Among the entries below, which lines run from the line with "Rebuild this screenshot" through the line with "import styled from"? Retype those, both ends included, exactly and without pictures.

═══ Given records

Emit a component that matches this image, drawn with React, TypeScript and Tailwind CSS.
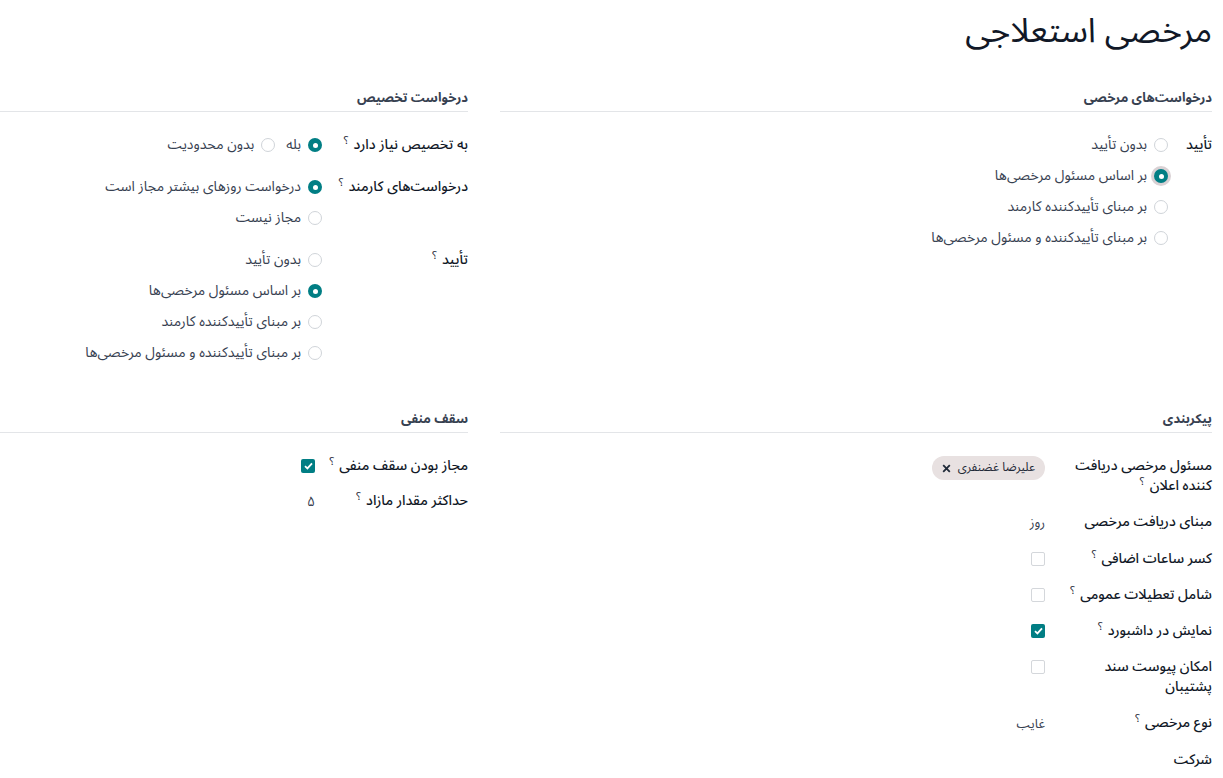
import React from "react";

const TEAL = "bg-[#017e84]";

function Help() {
    return <sup className="mr-[5px] text-[11px] font-normal text-[#1f2937] top-[-0.45em]">؟</sup>;
}

function Radio({ label, checked = false, focus = false }: { label: string; checked?: boolean; focus?: boolean }) {
    return (
        <div className="flex items-center gap-[7px] h-5">
            {checked ? (
                <span
                    className={`w-[14px] h-[14px] rounded-full ${TEAL} flex items-center justify-center shrink-0 ${focus ? "shadow-[0_0_0_3px_#d9d1d4]" : ""}`}
                >
                    <span className="w-[5px] h-[5px] rounded-full bg-white" />
                </span>
            ) : (
                <span className="w-[14px] h-[14px] rounded-full border border-[#d0d4d9] bg-white shrink-0" />
            )}
            <span className="text-[#374151] text-[14px] whitespace-nowrap">{label}</span>
        </div>
    );
}

function Check({ checked = false }: { checked?: boolean }) {
    if (checked) {
        return (
            <span className="w-[14px] h-[14px] rounded-[2px] bg-[#017e84] flex items-center justify-center mt-[3px]">
                <svg width="9" height="8" viewBox="0 0 9 8" fill="none">
                    <path d="M1 4.2 L3.4 6.4 L8 1.4" stroke="white" strokeWidth="1.8" />
                </svg>
            </span>
        );
    }
    return <span className="block w-[14px] h-[14px] rounded-[2px] border border-[#d4d7db] bg-white mt-[3px]" />;
}

function Row({ label, help = false, labelW, children }: { label: React.ReactNode; help?: boolean; labelW: string; children?: React.ReactNode }) {
    return (
        <div className="flex items-start">
            <div className={`${labelW} shrink-0 font-medium text-[#111827] text-[14px] leading-5`}>
                {label}
                {help && <Help />}
            </div>
            <div className="flex-1 leading-5">{children}</div>
        </div>
    );
}

function SectionHead({ title }: { title: string }) {
    return (
        <div className="border-b border-[#e3e5e8] pb-[3px] text-[13px] font-bold text-[#374151] leading-5">{title}</div>
    );
}

function RadioList({ children }: { children: React.ReactNode }) {
    return <div className="flex flex-col gap-[11px] pb-[6px]">{children}</div>;
}

export default function App() {
    return (
        <div
            dir="rtl"
            className="min-h-screen bg-white pr-[11px] overflow-hidden"
            style={{ fontFamily: '"Noto Sans Arabic", "Noto Sans", "DejaVu Sans", sans-serif' }}
        >
            <h1 className="pt-[8px] text-[34px] leading-[46px] text-[#111827] font-normal">مرخصی استعلاجی</h1>

            <div className="grid grid-cols-[712px_468px] gap-x-8 mt-[34px]">
                {/* درخواست‌های مرخصی */}
                <div>
                    <SectionHead title="درخواست‌های مرخصی" />
                    <div className="pt-[23px] flex flex-col gap-4">
                        <Row label="تأیید" labelW="w-[44px]">
                            <RadioList>
                                <Radio label="بدون تأیید" />
                                <Radio label="بر اساس مسئول مرخصی‌ها" checked focus />
                                <Radio label="بر مبنای تأییدکننده کارمند" />
                                <Radio label="بر مبنای تأییدکننده و مسئول مرخصی‌ها" />
                            </RadioList>
                        </Row>
                    </div>
                </div>

                {/* درخواست تخصیص */}
                <div>
                    <SectionHead title="درخواست تخصیص" />
                    <div className="pt-[23px] flex flex-col gap-4">
                        <Row label="به تخصیص نیاز دارد" help labelW="w-[146px] whitespace-nowrap">
                            <div className="flex gap-[11px] pb-[6px]">
                                <Radio label="بله" checked />
                                <Radio label="بدون محدودیت" />
                            </div>
                        </Row>
                        <Row label="درخواست‌های کارمند" help labelW="w-[146px] whitespace-nowrap">
                            <RadioList>
                                <Radio label="درخواست روزهای بیشتر مجاز است" checked />
                                <Radio label="مجاز نیست" />
                            </RadioList>
                        </Row>
                        <Row label="تأیید" help labelW="w-[146px] whitespace-nowrap">
                            <RadioList>
                                <Radio label="بدون تأیید" />
                                <Radio label="بر اساس مسئول مرخصی‌ها" checked />
                                <Radio label="بر مبنای تأییدکننده کارمند" />
                                <Radio label="بر مبنای تأییدکننده و مسئول مرخصی‌ها" />
                            </RadioList>
                        </Row>
                    </div>
                </div>
            </div>

            <div className="grid grid-cols-[712px_468px] gap-x-8 mt-[40px]">
                {/* پیکربندی */}
                <div>
                    <SectionHead title="پیکربندی" />
                    <div className="pt-[23px] flex flex-col gap-4 pb-6">
                        <Row
                            labelW="w-[167px]"
                            label={
                                <span className="block">
                                    <span className="block whitespace-nowrap">مسئول مرخصی دریافت</span>
                                    <span className="block whitespace-nowrap">
                                        کننده اعلان
                                        <Help />
                                    </span>
                                </span>
                            }
                        >
                            <span className="inline-flex items-center gap-[7px] h-6 px-[10px] rounded-full bg-[#e8e1e1] text-[12px] text-[#1f2937]">
                                علیرضا غضنفری
                                <svg width="9" height="9" viewBox="0 0 9 9">
                                    <path d="M1.2 1.2 L7.8 7.8 M7.8 1.2 L1.2 7.8" stroke="#1f2937" strokeWidth="1.8" />
                                </svg>
                            </span>
                        </Row>
                        <Row label="مبنای دریافت مرخصی" labelW="w-[167px] whitespace-nowrap">
                            <span className="text-[13px] text-[#374151]">روز</span>
                        </Row>
                        <Row label="کسر ساعات اضافی" help labelW="w-[167px] whitespace-nowrap">
                            <Check />
                        </Row>
                        <Row label="شامل تعطیلات عمومی" help labelW="w-[167px] whitespace-nowrap">
                            <Check />
                        </Row>
                        <Row label="نمایش در داشبورد" help labelW="w-[167px] whitespace-nowrap">
                            <Check checked />
                        </Row>
                        <Row
                            label={
                                <span className="block">
                                    <span className="block whitespace-nowrap">امکان پیوست سند</span>
                                    <span className="block whitespace-nowrap">پشتیبان</span>
                                </span>
                            }
                            labelW="w-[167px]"
                        >
                            <Check />
                        </Row>
                        <Row label="نوع مرخصی" help labelW="w-[167px] whitespace-nowrap">
                            <span className="text-[13px] text-[#374151]">غایب</span>
                        </Row>
                        <Row label="شرکت" labelW="w-[167px]" />
                    </div>
                </div>

                {/* سقف منفی */}
                <div>
                    <SectionHead title="سقف منفی" />
                    <div className="pt-[23px] flex flex-col gap-[15px]">
                        <Row label="مجاز بودن سقف منفی" help labelW="w-[153px] whitespace-nowrap">
                            <Check checked />
                        </Row>
                        <Row label="حداکثر مقدار مازاد" help labelW="w-[153px] whitespace-nowrap">
                            <span className="text-[14px] text-[#374151]">۵</span>
                        </Row>
                    </div>
                </div>
            </div>
        </div>
    );
}
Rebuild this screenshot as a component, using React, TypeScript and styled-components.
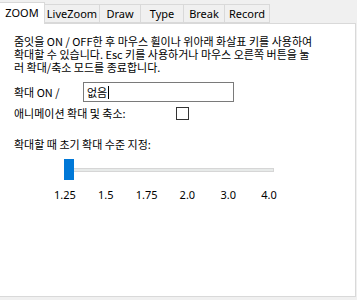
import { createGlobalStyle } from "styled-components"
import styled from "styled-components"

const tabs = ["ZOOM", "LiveZoom", "Draw", "Type", "Break", "Record"]
const tabWidths = [45, 55, 41, 43, 41, 45]
const ticks = ["1.25", "1.5", "1.75", "2.0", "3.0", "4.0"]

export default function App() {
    return (
        <>
            <GlobalStyle />
            <Window>
                <TabBar>
                    {tabs.map((t, i) => (
                        <Tab key={t} selected={i === 0} w={tabWidths[i]}>{t}</Tab>
                    ))}
                </TabBar>
                <Panel>
                    <Description>
                        <Line>줌잇을 ON / OFF한 후 마우스 휠이나 위아래 화살표 키를 사용하여</Line>
                        <Line>확대할 수 있습니다. Esc 키를 사용하거나 마우스 오른쪽 버튼을 눌</Line>
                        <Line>러 확대/축소 모드를 종료합니다.</Line>
                    </Description>
                    <HotkeyRow>
                        <Label>확대 ON /</Label>
                        <TextBox>없음<Caret /></TextBox>
                    </HotkeyRow>
                    <CheckRow>
                        <Label>애니메이션 확대 및 축소:</Label>
                        <CheckBox />
                    </CheckRow>
                    <SectionLabel>확대할 때 초기 확대 수준 지정:</SectionLabel>
                    <Slider>
                        <Track />
                        <Thumb />
                    </Slider>
                    <Ticks>
                        {ticks.map(t => <Tick key={t}>{t}</Tick>)}
                    </Ticks>
                </Panel>
            </Window>
        </>
    )
}

const GlobalStyle = createGlobalStyle`
    body {
        margin: 0;
        background: #f0f0f0;
        font-family: "Noto Sans CJK KR", "Noto Sans", sans-serif;
        color: #000;
    }
`

const Window = styled.div`
    width: 357px;
    height: 300px;
    background: #f0f0f0;
    display: flex;
    flex-direction: column;
`

const TabBar = styled.div`
    display: flex;
    align-items: flex-end;
    height: 23px;
    position: relative;
    z-index: 1;
`

const Tab = styled.div<{ selected: boolean; w: number }>`
    box-sizing: border-box;
    width: ${p => p.w}px;
    height: ${p => (p.selected ? "22px" : "19px")};
    margin-bottom: ${p => (p.selected ? "-1px" : "0")};
    background: ${p => (p.selected ? "#fff" : "#f0f0f0")};
    border: 1px solid #d9d9d9;
    border-left: none;
    border-bottom: ${p => (p.selected ? "none" : "1px solid #d9d9d9")};
    font-family: "Noto Sans", sans-serif;
    font-size: 11px;
    line-height: 16px;
    padding-top: ${p => (p.selected ? "2px" : "1px")};
    text-align: center;
`

const Panel = styled.div`
    box-sizing: border-box;
    width: 356px;
    height: 274px;
    background: #fff;
    border: 1px solid #d9d9d9;
    border-left: none;
    padding: 11px 0 0 14px;
    display: flex;
    flex-direction: column;
    font-size: 11px;
`

const Description = styled.div`
    display: flex;
    flex-direction: column;
    white-space: nowrap;
`

const Line = styled.div`
    height: 13px;
    line-height: 13px;
`

const HotkeyRow = styled.div`
    display: grid;
    grid-template-columns: 69px 151px;
    align-items: center;
    margin-top: 8px;
    height: 20px;
`

const Label = styled.span`
    line-height: 13px;
`

const TextBox = styled.div`
    box-sizing: border-box;
    height: 20px;
    border: 1px solid #7a7a7a;
    padding-left: 3px;
    display: flex;
    align-items: center;
    line-height: 13px;
`

const Caret = styled.span`
    width: 1px;
    height: 13px;
    background: #000;
    margin-left: 1px;
`

const CheckRow = styled.div`
    display: flex;
    align-items: center;
    justify-content: space-between;
    width: 175px;
    margin-top: 5px;
    height: 13px;
`

const CheckBox = styled.div`
    box-sizing: border-box;
    width: 13px;
    height: 13px;
    border: 1px solid #333;
    background: #fff;
`

const SectionLabel = styled.div`
    margin-top: 18px;
    line-height: 13px;
`

const Slider = styled.div`
    position: relative;
    margin: 8px 0 0 50px;
    width: 210px;
    height: 21px;
`

const Track = styled.div`
    position: absolute;
    left: 0;
    right: 0;
    top: 9px;
    height: 4px;
    box-sizing: border-box;
    background: #e7eae9;
    border: 1px solid #d6d6d6;
`

const Thumb = styled.div`
    position: absolute;
    left: 0;
    top: 0;
    width: 10px;
    height: 21px;
    background: #0078d7;
`

const Ticks = styled.div`
    display: flex;
    justify-content: space-between;
    width: 234px;
    margin: 8px 0 0 36px;
`

const Tick = styled.span`
    width: 30px;
    text-align: center;
    line-height: 13px;
    font-family: "Noto Sans", sans-serif;
    font-size: 11px;
`
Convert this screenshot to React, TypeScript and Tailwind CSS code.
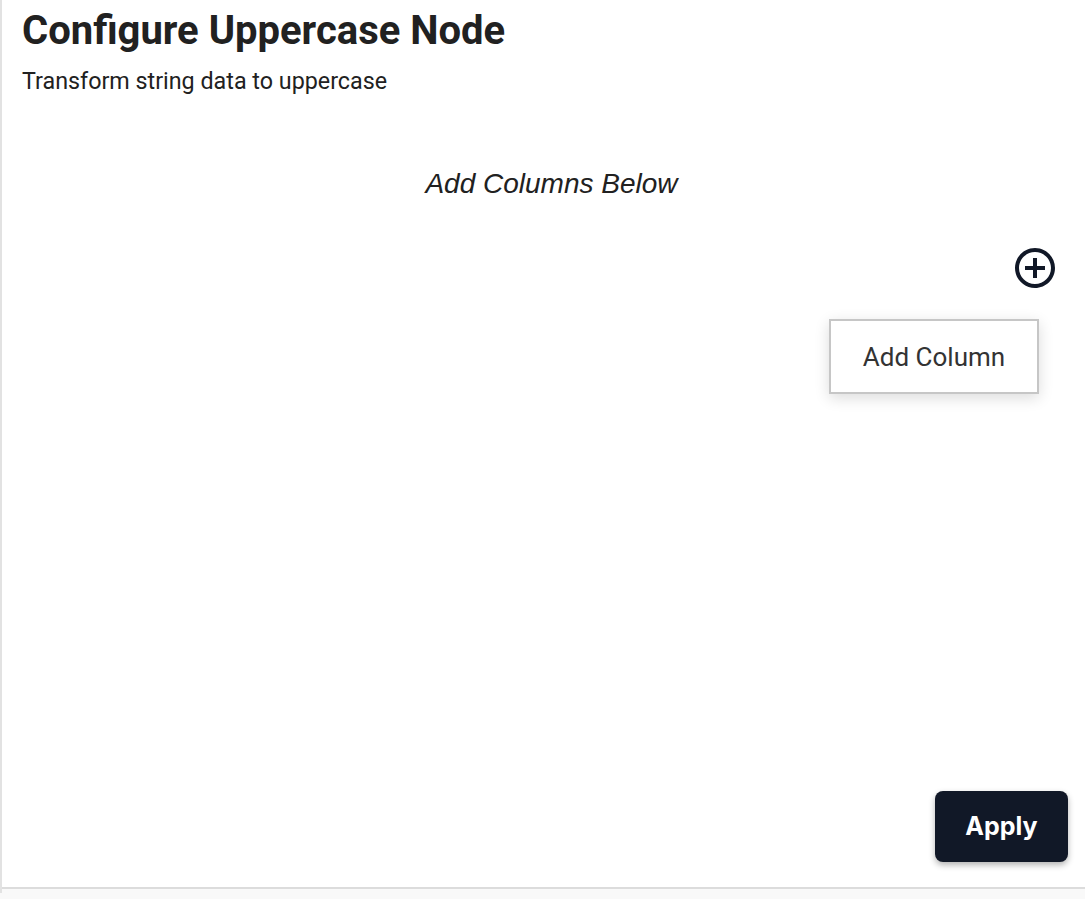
import { MdAddCircleOutline } from "react-icons/md";

function ColumnMenu() {
  return (
    <div className="mt-[44px] flex flex-col items-end">
      <button className="mr-[9px] flex h-12 w-12 items-center justify-center text-[#111827]">
        <MdAddCircleOutline size={48} />
      </button>
      <div className="mr-[29px] mt-[27px] flex h-[75px] w-[210px] items-center justify-center border-2 border-[#c6c6c6] bg-white shadow-[0_4px_14px_rgba(0,0,0,0.14)]">
        <span className="font-['Roboto',sans-serif] text-[26px] leading-[30px] text-[#333333]">Add Column</span>
      </div>
    </div>
  );
}

export default function App() {
  return (
    <div className="min-h-screen bg-[#f9f9f9]">
      <div className="h-[893px] w-full border-l-2 border-[#e2e2e2]">
        <div className="flex h-[889px] flex-col border-b-2 border-[#dcdcdc] bg-white pl-5 pr-[17px]">
          <h1 className="mt-[7px] font-['Roboto',sans-serif] text-[40px] font-bold leading-[48px] text-[#212121]">
            Configure Uppercase Node
          </h1>
          <p className="mt-3 font-['Roboto',sans-serif] text-[23.3px] leading-[28px] text-[#212121]">
            Transform string data to uppercase
          </p>
          <p className="mt-[73px] pl-[13px] text-center font-['Liberation_Sans',Arial,sans-serif] text-[28px] italic leading-[32px] text-[#212121]">
            Add Columns Below
          </p>
          <ColumnMenu />
          <div className="mt-auto mb-[25px] flex justify-end">
            <button className="h-[71px] w-[133px] rounded-lg bg-[#111827] font-['Inter',sans-serif] text-[25px] font-bold text-white shadow-[0_3px_6px_rgba(0,0,0,0.3)]">
              Apply
            </button>
          </div>
        </div>
      </div>
    </div>
  );
}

══════

> **Solution to this problem**
Rebuild this screenshot as a component, using React, TypeScript and styled-components.
import { createGlobalStyle } from "styled-components"
import styled from "styled-components"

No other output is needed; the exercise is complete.